Pull every line of the entries that has the word "code".

** begin Extracted information **

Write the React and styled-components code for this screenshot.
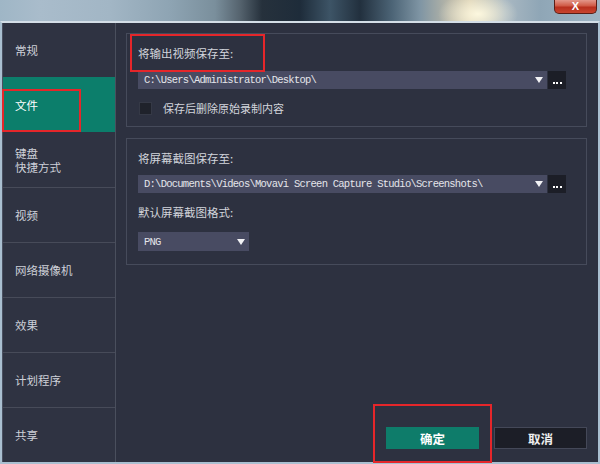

** end Extracted information **
** begin Extracted information **

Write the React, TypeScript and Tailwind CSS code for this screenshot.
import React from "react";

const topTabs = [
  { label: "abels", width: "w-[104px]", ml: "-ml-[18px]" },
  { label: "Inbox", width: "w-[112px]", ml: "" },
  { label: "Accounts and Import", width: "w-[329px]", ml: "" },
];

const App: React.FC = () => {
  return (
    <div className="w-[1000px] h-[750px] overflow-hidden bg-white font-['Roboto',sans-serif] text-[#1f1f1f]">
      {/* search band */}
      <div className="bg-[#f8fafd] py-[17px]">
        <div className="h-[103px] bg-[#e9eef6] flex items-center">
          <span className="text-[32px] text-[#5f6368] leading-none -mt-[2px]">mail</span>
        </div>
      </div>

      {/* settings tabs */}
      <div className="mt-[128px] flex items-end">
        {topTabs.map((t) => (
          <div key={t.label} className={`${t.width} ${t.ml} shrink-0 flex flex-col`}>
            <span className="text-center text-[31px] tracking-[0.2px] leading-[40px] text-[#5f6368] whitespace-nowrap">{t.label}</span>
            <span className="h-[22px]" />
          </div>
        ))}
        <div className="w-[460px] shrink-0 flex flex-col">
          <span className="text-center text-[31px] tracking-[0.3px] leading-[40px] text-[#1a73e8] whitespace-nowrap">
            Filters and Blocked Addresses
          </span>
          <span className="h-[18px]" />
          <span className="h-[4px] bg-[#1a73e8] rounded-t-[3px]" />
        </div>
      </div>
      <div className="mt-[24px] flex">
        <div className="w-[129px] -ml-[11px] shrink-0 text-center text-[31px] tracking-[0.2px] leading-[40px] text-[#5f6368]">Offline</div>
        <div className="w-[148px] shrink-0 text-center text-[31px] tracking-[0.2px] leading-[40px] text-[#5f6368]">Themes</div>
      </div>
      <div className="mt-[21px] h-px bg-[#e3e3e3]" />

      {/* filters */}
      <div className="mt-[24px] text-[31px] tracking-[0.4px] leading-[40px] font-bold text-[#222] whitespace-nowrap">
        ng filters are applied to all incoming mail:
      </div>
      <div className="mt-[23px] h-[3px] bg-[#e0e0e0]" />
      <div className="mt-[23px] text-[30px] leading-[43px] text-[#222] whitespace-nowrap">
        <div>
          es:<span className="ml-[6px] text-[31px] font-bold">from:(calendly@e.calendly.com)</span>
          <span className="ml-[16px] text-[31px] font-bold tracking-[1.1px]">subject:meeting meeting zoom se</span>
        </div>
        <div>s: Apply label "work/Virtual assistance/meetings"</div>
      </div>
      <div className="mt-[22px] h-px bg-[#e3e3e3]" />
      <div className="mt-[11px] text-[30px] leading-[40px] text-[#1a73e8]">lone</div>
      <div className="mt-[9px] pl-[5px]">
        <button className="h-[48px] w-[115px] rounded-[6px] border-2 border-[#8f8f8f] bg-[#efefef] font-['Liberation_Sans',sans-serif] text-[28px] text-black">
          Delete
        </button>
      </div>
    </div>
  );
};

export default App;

** end Extracted information **
** begin Extracted information **

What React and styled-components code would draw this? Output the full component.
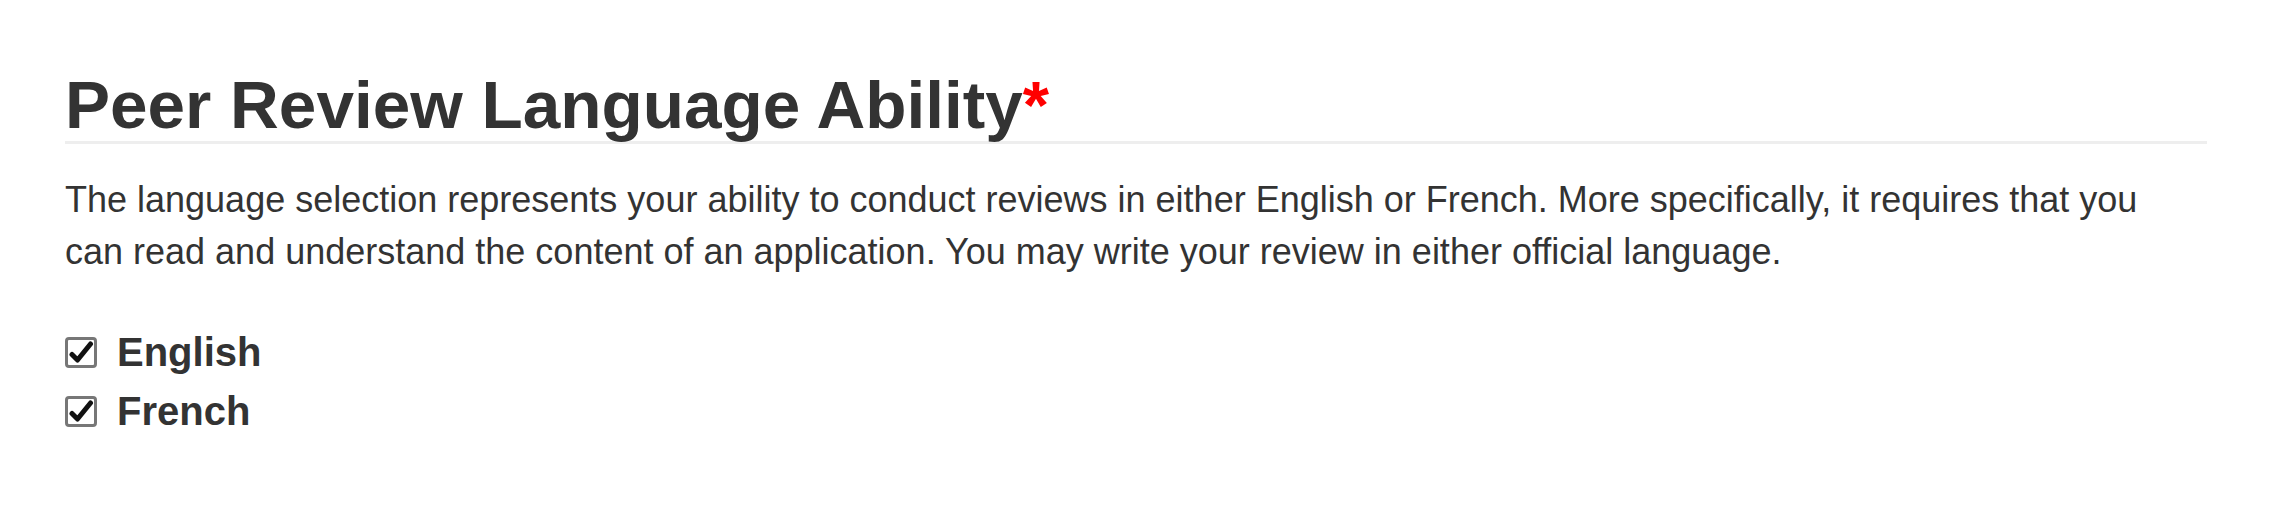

** end Extracted information **

• [Worked solution]
Write the React and styled-components code for this screenshot.
Write the React, TypeScript and Tailwind CSS code for this screenshot.
What React and styled-components code would draw this? Output the full component.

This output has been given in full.